I would recommend you read this this article http://sqlblog.com/blogs/jorg_klein/archive/2008/03/27/ssas-molap-rolap-and-holap-storage-types.aspx
Basically, there are a few different modes you can use:
MOLAP (Multi dimensional Online Analytical Processing)
MOLAP is the most used storage type. Its designed to offer maximum query performance to the users. Data AND aggregations are stored in optimized format in the cube. The data inside the cube will refresh only when the cube is processed, so latency is high.
ROLAP (Relational Online Analytical Processing)
ROLAP does not have the high latency disadvantage of MOLAP. With ROLAP, the data and aggregations are stored in relational format. This means that there will be zero latency between the relational source database and the cube.
Disadvantage of this mode is the performance, this type gives the poorest query performance because no objects benefit from multi dimensional storage.
HOLAP (Hybrid Online Analytical Processing)
HOLAP is a storage type between MOLAP and ROLAP. Data will be stored in relational format(ROLAP), so there will also be zero latency with this storage type.
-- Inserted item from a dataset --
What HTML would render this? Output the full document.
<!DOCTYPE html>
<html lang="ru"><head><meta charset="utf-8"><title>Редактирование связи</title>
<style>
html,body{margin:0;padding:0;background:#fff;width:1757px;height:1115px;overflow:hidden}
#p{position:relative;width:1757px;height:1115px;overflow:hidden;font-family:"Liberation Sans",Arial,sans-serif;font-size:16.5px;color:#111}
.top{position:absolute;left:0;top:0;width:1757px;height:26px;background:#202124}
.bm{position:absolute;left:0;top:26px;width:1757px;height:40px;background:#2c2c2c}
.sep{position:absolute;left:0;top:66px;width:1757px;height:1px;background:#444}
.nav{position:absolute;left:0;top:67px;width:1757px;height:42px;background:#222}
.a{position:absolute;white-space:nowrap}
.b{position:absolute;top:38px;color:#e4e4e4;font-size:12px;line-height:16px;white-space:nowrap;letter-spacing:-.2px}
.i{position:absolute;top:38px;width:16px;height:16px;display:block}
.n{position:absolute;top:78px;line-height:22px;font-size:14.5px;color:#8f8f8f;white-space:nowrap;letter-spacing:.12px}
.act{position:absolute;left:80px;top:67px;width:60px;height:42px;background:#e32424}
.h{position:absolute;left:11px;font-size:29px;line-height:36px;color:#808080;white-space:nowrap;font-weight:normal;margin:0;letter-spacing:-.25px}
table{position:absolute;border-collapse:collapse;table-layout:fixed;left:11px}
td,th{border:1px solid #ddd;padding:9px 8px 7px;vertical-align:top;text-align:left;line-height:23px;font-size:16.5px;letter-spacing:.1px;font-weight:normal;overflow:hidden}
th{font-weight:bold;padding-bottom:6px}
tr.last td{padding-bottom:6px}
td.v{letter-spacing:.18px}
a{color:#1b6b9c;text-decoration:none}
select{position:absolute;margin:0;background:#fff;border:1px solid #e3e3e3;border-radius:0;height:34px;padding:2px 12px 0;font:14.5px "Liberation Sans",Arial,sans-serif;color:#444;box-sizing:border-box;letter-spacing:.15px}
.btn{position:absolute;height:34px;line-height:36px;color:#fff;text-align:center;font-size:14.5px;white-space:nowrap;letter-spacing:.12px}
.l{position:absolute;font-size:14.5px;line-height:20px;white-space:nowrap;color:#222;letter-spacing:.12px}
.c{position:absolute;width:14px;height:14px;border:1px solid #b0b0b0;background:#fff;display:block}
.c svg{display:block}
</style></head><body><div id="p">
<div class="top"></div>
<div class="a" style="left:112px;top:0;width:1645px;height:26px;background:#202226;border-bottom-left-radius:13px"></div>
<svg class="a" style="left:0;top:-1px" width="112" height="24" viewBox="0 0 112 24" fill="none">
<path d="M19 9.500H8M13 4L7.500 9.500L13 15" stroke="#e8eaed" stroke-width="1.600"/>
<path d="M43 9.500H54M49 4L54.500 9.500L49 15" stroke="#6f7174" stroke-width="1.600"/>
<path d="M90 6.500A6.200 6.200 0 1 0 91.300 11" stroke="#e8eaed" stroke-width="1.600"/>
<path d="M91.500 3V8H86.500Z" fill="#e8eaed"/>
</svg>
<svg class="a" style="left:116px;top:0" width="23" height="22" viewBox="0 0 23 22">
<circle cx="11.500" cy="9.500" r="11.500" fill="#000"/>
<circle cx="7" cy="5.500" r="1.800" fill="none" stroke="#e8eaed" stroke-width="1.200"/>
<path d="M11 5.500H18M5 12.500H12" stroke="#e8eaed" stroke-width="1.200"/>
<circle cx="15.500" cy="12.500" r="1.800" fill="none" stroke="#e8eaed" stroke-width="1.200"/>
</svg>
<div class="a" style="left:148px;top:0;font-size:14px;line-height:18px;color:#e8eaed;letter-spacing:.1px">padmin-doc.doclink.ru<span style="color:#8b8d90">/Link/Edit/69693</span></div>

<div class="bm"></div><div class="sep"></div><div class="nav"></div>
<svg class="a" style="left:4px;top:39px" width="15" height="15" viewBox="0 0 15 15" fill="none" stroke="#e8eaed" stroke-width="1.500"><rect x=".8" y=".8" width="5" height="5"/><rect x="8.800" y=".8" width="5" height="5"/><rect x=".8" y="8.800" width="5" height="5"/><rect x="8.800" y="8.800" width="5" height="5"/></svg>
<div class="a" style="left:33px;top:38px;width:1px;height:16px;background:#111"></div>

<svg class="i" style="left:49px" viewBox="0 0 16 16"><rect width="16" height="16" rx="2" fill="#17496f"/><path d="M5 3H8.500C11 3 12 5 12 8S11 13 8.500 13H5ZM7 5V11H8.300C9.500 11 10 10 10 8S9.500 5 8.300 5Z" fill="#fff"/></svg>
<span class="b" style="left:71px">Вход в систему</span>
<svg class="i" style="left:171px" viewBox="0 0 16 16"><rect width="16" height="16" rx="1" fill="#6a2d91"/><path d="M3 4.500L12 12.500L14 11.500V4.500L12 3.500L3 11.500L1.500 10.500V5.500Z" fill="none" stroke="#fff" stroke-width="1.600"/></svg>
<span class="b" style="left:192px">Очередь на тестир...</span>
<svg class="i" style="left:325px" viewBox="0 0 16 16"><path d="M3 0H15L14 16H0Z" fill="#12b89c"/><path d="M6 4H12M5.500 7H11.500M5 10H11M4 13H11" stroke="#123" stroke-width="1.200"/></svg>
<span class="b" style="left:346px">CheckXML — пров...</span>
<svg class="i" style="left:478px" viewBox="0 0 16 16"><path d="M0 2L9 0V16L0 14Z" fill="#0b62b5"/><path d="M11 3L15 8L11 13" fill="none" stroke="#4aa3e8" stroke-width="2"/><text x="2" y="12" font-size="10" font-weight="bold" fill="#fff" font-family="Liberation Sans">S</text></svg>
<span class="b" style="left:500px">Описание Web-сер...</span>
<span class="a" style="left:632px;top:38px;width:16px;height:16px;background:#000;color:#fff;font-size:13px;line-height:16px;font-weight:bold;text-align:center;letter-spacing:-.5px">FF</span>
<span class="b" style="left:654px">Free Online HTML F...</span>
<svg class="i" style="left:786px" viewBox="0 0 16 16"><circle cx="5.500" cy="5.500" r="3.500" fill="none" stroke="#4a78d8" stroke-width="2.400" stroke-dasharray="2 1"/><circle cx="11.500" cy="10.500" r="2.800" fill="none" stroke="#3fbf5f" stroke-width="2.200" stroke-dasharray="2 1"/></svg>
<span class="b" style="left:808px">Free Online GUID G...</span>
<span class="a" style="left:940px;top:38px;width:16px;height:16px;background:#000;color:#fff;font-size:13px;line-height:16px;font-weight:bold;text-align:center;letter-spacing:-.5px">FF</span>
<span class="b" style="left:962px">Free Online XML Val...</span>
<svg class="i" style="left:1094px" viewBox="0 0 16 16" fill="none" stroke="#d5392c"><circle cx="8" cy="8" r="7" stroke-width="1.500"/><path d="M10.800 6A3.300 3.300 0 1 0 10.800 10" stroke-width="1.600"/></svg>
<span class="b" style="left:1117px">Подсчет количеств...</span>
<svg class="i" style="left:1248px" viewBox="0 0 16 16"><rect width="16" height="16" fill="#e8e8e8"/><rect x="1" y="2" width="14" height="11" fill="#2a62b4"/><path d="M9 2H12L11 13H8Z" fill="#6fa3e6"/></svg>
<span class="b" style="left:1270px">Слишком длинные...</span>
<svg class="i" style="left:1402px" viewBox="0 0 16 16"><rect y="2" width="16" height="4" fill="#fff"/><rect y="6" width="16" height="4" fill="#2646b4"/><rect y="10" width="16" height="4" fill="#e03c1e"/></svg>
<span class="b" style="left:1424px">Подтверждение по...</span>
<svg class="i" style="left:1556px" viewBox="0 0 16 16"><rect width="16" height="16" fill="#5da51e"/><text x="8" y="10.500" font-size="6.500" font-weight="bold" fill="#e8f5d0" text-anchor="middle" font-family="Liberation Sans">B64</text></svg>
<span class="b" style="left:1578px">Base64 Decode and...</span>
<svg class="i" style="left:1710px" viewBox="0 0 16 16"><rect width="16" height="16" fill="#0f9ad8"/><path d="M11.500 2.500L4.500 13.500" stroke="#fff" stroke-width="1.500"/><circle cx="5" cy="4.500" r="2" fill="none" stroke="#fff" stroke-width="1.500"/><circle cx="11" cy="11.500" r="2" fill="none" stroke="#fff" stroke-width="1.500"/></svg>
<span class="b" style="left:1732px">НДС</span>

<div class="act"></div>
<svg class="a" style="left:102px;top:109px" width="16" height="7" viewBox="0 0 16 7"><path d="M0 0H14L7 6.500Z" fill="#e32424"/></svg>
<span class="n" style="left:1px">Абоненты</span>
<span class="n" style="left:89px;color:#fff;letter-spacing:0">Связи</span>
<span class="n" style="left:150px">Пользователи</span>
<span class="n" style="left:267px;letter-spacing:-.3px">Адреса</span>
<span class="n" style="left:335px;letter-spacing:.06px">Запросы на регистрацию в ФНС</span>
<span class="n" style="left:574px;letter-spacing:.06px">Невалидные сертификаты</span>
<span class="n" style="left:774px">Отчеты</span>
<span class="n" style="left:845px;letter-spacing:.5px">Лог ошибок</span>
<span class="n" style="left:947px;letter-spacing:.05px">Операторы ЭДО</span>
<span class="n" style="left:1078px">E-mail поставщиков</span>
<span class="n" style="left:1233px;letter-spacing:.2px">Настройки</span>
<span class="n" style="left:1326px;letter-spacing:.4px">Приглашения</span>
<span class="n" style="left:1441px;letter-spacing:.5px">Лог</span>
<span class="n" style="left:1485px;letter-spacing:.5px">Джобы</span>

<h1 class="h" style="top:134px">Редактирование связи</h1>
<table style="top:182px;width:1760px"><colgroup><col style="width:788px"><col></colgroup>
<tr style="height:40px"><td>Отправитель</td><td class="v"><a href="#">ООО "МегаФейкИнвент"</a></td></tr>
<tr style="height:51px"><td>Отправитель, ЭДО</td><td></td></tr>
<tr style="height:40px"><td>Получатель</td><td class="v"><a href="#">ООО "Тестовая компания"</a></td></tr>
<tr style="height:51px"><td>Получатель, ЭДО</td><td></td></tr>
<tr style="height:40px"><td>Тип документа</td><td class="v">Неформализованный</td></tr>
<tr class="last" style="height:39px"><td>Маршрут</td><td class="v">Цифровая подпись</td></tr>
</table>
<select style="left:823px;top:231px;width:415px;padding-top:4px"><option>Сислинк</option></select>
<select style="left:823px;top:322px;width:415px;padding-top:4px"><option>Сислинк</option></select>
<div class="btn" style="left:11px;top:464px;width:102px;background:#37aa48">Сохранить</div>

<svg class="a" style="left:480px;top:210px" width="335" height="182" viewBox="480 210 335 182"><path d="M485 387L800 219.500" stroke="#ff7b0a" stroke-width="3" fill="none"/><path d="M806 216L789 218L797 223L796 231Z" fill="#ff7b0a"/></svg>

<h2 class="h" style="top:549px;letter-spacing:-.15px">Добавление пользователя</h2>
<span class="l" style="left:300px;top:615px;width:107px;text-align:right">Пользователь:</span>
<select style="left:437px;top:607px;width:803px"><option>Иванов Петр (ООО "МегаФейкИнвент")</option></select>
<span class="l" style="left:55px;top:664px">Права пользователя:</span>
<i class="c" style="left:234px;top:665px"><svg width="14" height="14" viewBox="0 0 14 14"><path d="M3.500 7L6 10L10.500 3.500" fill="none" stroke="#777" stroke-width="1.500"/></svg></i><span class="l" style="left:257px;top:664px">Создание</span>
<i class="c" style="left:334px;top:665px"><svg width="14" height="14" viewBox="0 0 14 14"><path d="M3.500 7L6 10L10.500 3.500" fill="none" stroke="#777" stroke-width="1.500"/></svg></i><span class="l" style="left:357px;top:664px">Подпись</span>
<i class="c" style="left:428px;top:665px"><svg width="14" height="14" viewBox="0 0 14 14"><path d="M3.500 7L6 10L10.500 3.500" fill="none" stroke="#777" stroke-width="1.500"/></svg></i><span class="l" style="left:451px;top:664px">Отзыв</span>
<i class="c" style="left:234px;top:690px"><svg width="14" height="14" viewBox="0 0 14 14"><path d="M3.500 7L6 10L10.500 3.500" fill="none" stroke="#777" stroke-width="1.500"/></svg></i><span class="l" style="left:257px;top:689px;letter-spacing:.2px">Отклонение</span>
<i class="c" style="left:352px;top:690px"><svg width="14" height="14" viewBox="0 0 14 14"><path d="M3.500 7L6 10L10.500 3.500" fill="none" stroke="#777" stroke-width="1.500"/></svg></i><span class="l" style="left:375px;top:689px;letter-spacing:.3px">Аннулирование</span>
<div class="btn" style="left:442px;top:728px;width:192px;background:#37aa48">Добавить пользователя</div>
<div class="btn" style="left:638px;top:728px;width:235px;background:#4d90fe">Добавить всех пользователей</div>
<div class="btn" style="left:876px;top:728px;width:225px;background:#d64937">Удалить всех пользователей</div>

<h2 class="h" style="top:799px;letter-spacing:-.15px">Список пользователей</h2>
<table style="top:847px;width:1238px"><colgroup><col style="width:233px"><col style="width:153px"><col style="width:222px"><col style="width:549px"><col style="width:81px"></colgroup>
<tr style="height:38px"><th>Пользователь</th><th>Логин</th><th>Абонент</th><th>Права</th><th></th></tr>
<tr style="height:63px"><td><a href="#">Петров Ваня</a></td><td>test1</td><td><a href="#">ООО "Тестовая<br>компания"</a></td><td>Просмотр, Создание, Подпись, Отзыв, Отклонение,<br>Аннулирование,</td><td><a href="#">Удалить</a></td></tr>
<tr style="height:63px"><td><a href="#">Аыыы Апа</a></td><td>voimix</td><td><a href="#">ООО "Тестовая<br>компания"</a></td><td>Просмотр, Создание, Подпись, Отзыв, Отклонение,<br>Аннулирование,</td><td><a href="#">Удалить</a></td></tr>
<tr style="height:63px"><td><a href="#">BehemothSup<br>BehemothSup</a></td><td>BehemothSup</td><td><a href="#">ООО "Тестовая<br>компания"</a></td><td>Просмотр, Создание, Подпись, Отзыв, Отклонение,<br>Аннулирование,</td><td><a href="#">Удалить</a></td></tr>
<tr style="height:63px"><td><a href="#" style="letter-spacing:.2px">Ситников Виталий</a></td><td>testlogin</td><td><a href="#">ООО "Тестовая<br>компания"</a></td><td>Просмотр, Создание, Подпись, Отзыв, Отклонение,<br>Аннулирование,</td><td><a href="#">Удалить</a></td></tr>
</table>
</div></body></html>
Aggregations, on the other hand, are stored in multi dimensional format(MOLAP) in the cube to give better query performance. SSAS will listen to notifications from the source relational database, when changes are made, SSAS will get a notification and will process the aggregations again.
With this mode it’s possible to offer zero latency to the users but with medium query performance compared to MOLAP and ROLAP.
To get the real-time reporting without having to reprocess your cube you will need to try out ROLAP, but beware, the performance will suffer (depending on the size of your cube and server!).